A Gamer’s Nostalgia

I can’t decide if I’m taken away by nostalgia, or have just aged to the point at which I see things for what they are, as opposed to the clouded view I had as a child. That said, perhaps I also have a clouded view as an adult, due to how things were when I was a kid?

I’ve played a lot of games, over many consoles and PC setups, ranging from one of the Atari consoles, to a modern gaming PC. I still enjoy some games I play today, however, nothing will compare to some of the gaming experiences I’ve had in the past.

The first time I played Silent Hill on the PlayStation and found myself haunted by nightmares of those super-creepy creatures to which you’re introduced early on in the game—in my defense, I was far too young for such a freaky, gory game!

Silent Hill Bild
A typically gloomy look of Silent Hill that still makes me cringe.

The Metal Gear Solid franchise, when it was, as I would consider, its prime. Playing those Metal Gear Solid games was a lot of fun for me, mixed with the odd mental breakdown here and there, as I tried to get past all the VR missions and snag every dog tag; never again!

I think Metal Gear Solid appeals to a lot of males that secretly dream of being someone as badass as Solid Snake. Hideo Kojima did an absolutely fantastic job captivating people’s hearts and imaginations with this series, and I certainly hope the upcoming game, Metal Gear Solid 5 – The Phantom Pain, will live up to the name, and set itself apart from the many ‘AAA’ games that have been disappointing us with a torrent of bugs, performance issues, and subjectively lack-luster gameplay.

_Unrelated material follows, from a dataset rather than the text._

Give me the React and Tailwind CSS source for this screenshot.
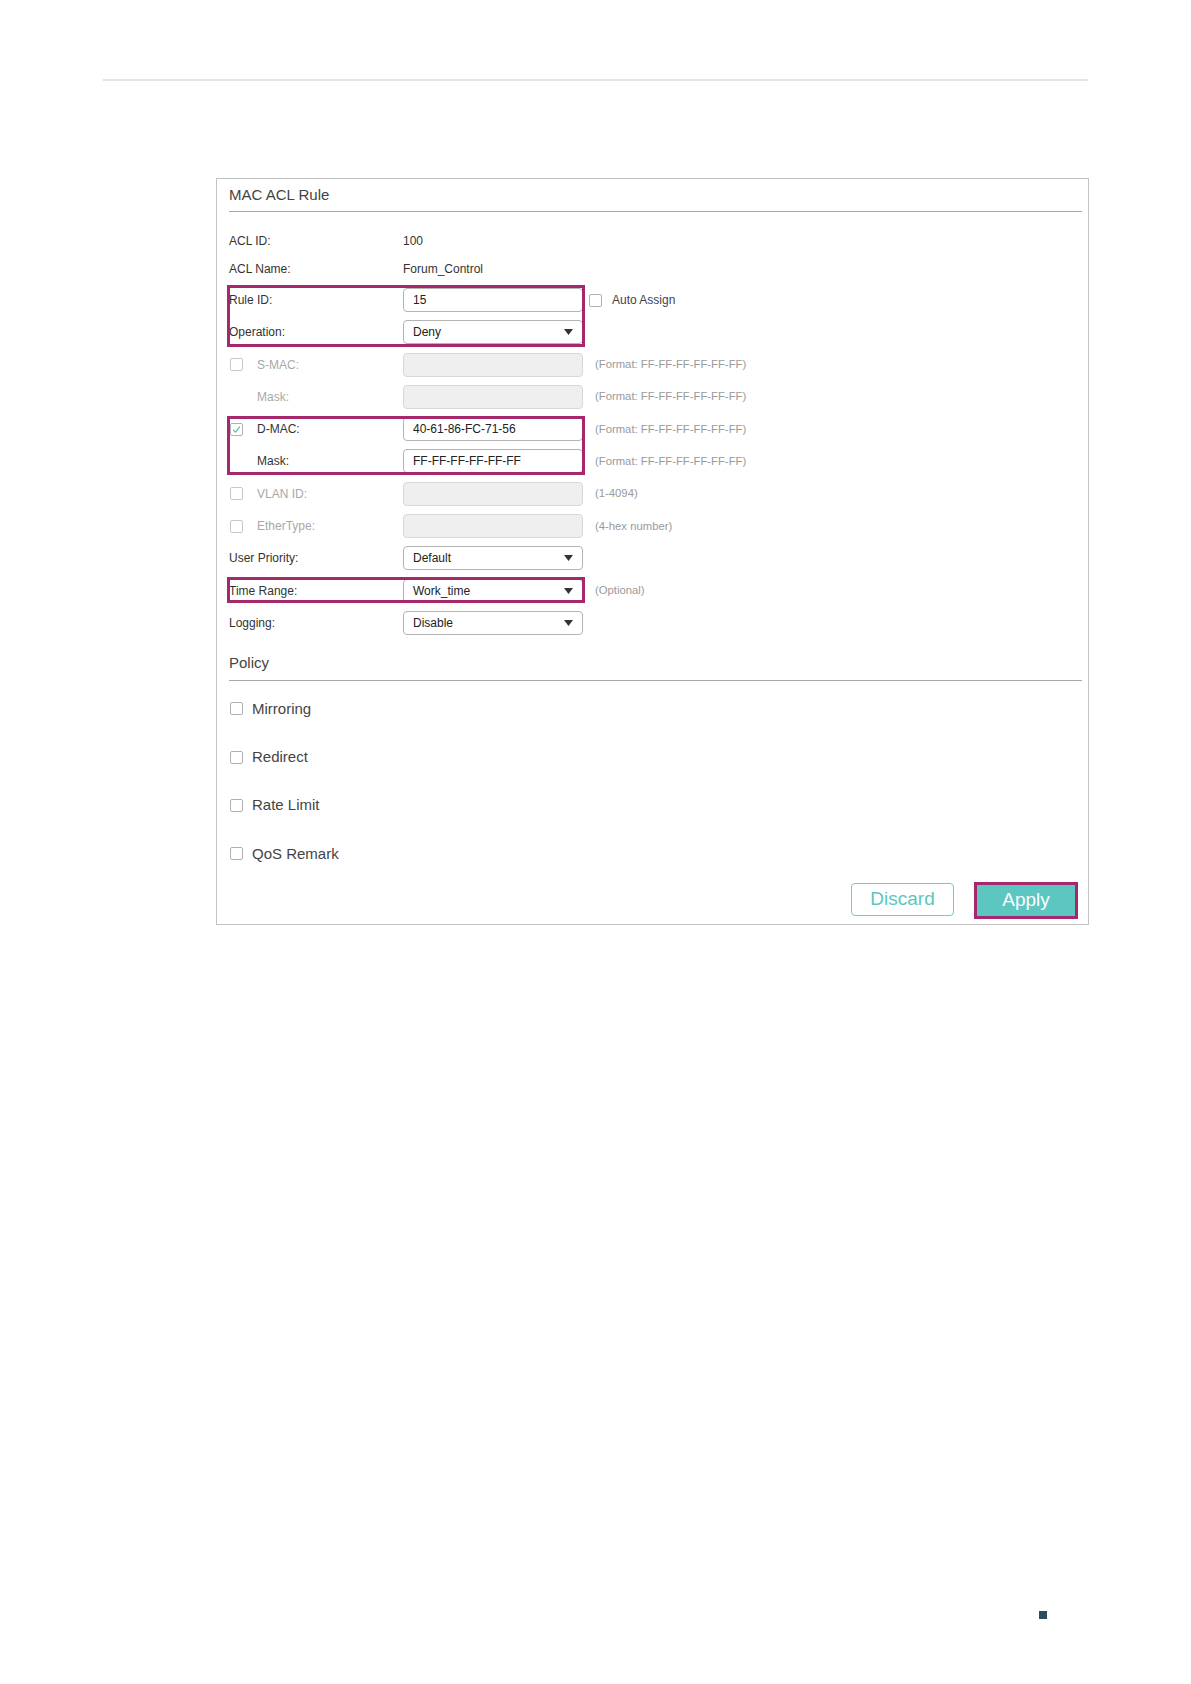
import React from 'react';

const RED = 'border-[#a6286c]';

const Checkbox = ({ checked = false, disabled = false }) => (
    <span
        className={`flex h-[13px] w-[13px] shrink-0 items-center justify-center rounded-[2px] border bg-white ${
            disabled ? 'border-[#c8c8c8]' : 'border-[#b0b0b0]'
        }`}
    >
        {checked && (
            <svg width="9" height="9" viewBox="0 0 9 9" fill="none">
                <path d="M1.2 4.8 L3.5 7.1 L7.9 1.6" stroke="#4fb7a8" strokeWidth="1.1" />
            </svg>
        )}
    </span>
);

const TextBox = ({ value = '', disabled = false }) => (
    <div
        className={`flex h-6 w-[180px] items-center rounded-[4px] border pl-[9px] text-[12px] ${
            disabled ? 'border-[#d8d8d8] bg-[#efefef]' : 'border-[#b3b3b3] bg-white text-[#222]'
        }`}
    >
        {value}
    </div>
);

const SelectBox = ({ value }) => (
    <div className="flex h-6 w-[180px] items-center justify-between rounded-[4px] border border-[#b3b3b3] bg-white pl-[9px] pr-[9px] text-[12px] text-[#222]">
        <span>{value}</span>
        <svg width="9" height="6" viewBox="0 0 9 6">
            <path d="M0 0 H9 L4.5 6 Z" fill="#333" />
        </svg>
    </div>
);

const Hint = ({ children }) => <span className="ml-[12px] text-[11.3px] text-[#9a9a9a]">{children}</span>;

// label column for rows that have a leading checkbox
const CheckLabel = ({ label, checked, disabled }) => (
    <div className="flex w-[174px] items-center">
        <span className="ml-[1px]">
            <Checkbox checked={checked} disabled={disabled} />
        </span>
        <span className={`ml-[14px] ${disabled ? 'text-[#a8a8a8]' : 'text-[#333]'}`}>{label}</span>
    </div>
);

const IndentLabel = ({ label, disabled }) => (
    <div className={`w-[174px] pl-[28px] ${disabled ? 'text-[#a8a8a8]' : 'text-[#333]'}`}>{label}</div>
);

const PlainLabel = ({ label }) => <div className="w-[174px] text-[#333]">{label}</div>;

const Row = ({ children }) => <div className="flex h-6 items-center text-[12px]">{children}</div>;

const Highlight = ({ className = '', children }) => (
    <div className="relative">
        {children}
        <div className={`pointer-events-none absolute -left-[2px] w-[358px] border-[3px] ${RED} ${className}`} />
    </div>
);

const PolicyItem = ({ label }) => (
    <div className="flex h-6 items-center">
        <span className="ml-[1px]">
            <Checkbox />
        </span>
        <span className="ml-[9px] text-[15px] text-[#444]">{label}</span>
    </div>
);

const fmt = '(Format: FF-FF-FF-FF-FF-FF)';

export default function App() {
    return (
        <div
            className="flex h-[1684px] w-[1191px] flex-col bg-white"
            style={{ fontFamily: '"Liberation Sans", Arial, sans-serif' }}
        >
            <div className="ml-[103px] mt-[79px] h-[2px] w-[985px] bg-[#e4e4e4]" />

            <div className="ml-[216px] mt-[97px] w-[873px] border border-[#c2c2c2] pb-[5px]">
                <div className="pl-[12px] pr-[6px]">
                    <div className="border-b border-[#a8a8a8] pb-[7px] pt-[6px] text-[15px] leading-[19px] text-[#444]">
                        MAC ACL Rule
                    </div>

                    <div className="mt-[17px] flex flex-col gap-[4px]">
                        <Row>
                            <PlainLabel label="ACL ID:" />
                            <span className="text-[#333]">100</span>
                        </Row>
                        <Row>
                            <PlainLabel label="ACL Name:" />
                            <span className="text-[#333]">Forum_Control</span>
                        </Row>
                    </div>

                    <div className="mt-[7px] flex flex-col gap-[8.3px]">
                        <Highlight className="-top-[3px] -bottom-[3px]">
                            <div className="flex flex-col gap-[8.3px]">
                                <Row>
                                    <PlainLabel label="Rule ID:" />
                                    <TextBox value="15" />
                                    <span className="ml-[6px]">
                                        <Checkbox />
                                    </span>
                                    <span className="ml-[10px] text-[#444]">Auto Assign</span>
                                </Row>
                                <Row>
                                    <PlainLabel label="Operation:" />
                                    <SelectBox value="Deny" />
                                </Row>
                            </div>
                        </Highlight>

                        <Row>
                            <CheckLabel label="S-MAC:" disabled />
                            <TextBox disabled />
                            <Hint>{fmt}</Hint>
                        </Row>
                        <Row>
                            <IndentLabel label="Mask:" disabled />
                            <TextBox disabled />
                            <Hint>{fmt}</Hint>
                        </Row>

                        <Highlight className="-top-[1px] -bottom-[2px]">
                            <div className="flex flex-col gap-[8.3px]">
                                <Row>
                                    <CheckLabel label="D-MAC:" checked />
                                    <TextBox value="40-61-86-FC-71-56" />
                                    <Hint>{fmt}</Hint>
                                </Row>
                                <Row>
                                    <IndentLabel label="Mask:" />
                                    <TextBox value="FF-FF-FF-FF-FF-FF" />
                                    <Hint>{fmt}</Hint>
                                </Row>
                            </div>
                        </Highlight>

                        <Row>
                            <CheckLabel label="VLAN ID:" disabled />
                            <TextBox disabled />
                            <Hint>(1-4094)</Hint>
                        </Row>
                        <Row>
                            <CheckLabel label="EtherType:" disabled />
                            <TextBox disabled />
                            <Hint>(4-hex number)</Hint>
                        </Row>
                        <Row>
                            <PlainLabel label="User Priority:" />
                            <SelectBox value="Default" />
                        </Row>

                        <Highlight className="-top-[2px] bottom-0">
                            <Row>
                                <PlainLabel label="Time Range:" />
                                <SelectBox value="Work_time" />
                                <Hint>(Optional)</Hint>
                            </Row>
                        </Highlight>

                        <Row>
                            <PlainLabel label="Logging:" />
                            <SelectBox value="Disable" />
                        </Row>
                    </div>

                    <div className="mt-[18px] border-b border-[#a8a8a8] pb-[8px] text-[15px] leading-[19px] text-[#444]">
                        Policy
                    </div>

                    <div className="mt-[16px] flex flex-col gap-[24.3px]">
                        <PolicyItem label="Mirroring" />
                        <PolicyItem label="Redirect" />
                        <PolicyItem label="Rate Limit" />
                        <PolicyItem label="QoS Remark" />
                    </div>
                </div>

                <div className="mt-[16px] flex items-start justify-end pr-[10px]">
                    <button className="mt-[1px] flex h-[33px] w-[103px] items-center justify-center rounded-[4px] border border-[#6dcdc6] bg-white text-[19px] text-[#5ec5be]">
                        Discard
                    </button>
                    <button className={`ml-[20px] flex h-[37px] w-[104px] items-center justify-center border-[3px] ${RED} bg-[#5cc6c0] text-[19px] text-white`}>
                        Apply
                    </button>
                </div>
            </div>

            <div className="mb-[65px] ml-[1039px] mt-auto h-[8px] w-[8px] bg-[#2e4d5c]" />
        </div>
    );
}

The RPGs, like Jade Cocoon 1 and 2; Final Fantasy 6, all the way up to X-2, which still stands at the latest Final Fantasy game I’ve played; Star Ocean – Till the End of Time, the game on which I had my first experience of what we now tend to refer to as ‘achievements’; and so many more games!

Playing Final Fantasy 8 actually inspired me to write a novel, rather hilariously called, “The Isle of Fantisle.” I was a kid, my English skills were terrible, and all I had with which to tell such a silly story, was an old typewriter and a small amount of ink which I couldn’t replace. I got seven A4 pages in before calling it quits, and to be frank, it was appalling but laughably so! Here’s an exerpt:

Where am i? Huh whats that? As i try to focus my eyes i see a dark figure holding some sort of stick like a javilen. I turn around to get my barings and to see where i am but when i look back the misterious figure dissapears. “Hello?” I asked with a frightened pitch to my voice as i haddn’t spoke since the shipwreck. No answer.

I think it’s safe to say I wouldn’t have won any awards for that, but hey, those were times long before I ever had the Internet, or even much Internet access! I think I was somewhere between 13 and 15 years old.

Playing Gran Tourismo 3 and 4. To this day, I still remember how exhilarating it was to race for 2 hours straight, and how unbelievably satisfying the end was, when you were awarded a car, some cash, and the right to shout, “I did it!”

One of the many cars you can race to your heart's content.
One of the many cars you can race in Gran Tourismo 4 to your heart’s content.

It was through playing and going on about Gran Tourismo that prompted my dad to plonk me in the driver seat of his very-real Vauxhall Astra van so I could experience what it would be like in real life. Funnily enough, I still don’t drive.

The demos! Never have I ever experienced the excitement and torture of playing a demo, than the days of old, when I would spam the first Siphon Filter, or the first Colin McRae Rally game. Nowadays, you don’t see a great deal of demos, or perhaps I’m looking in all the wrong places.

I have so many fond memories of gaming as a kid. Sure, I have since gathered more gaming memories, but nothing stands up to those first experiences and the increased inclination towards actually using my imagination; perhaps that’s what it’s about? Maybe gaming hasn’t changed all that much, besides the new technologies, and maybe we’ve simply ‘been there, done that’ so much that it’s just very difficult to find something new.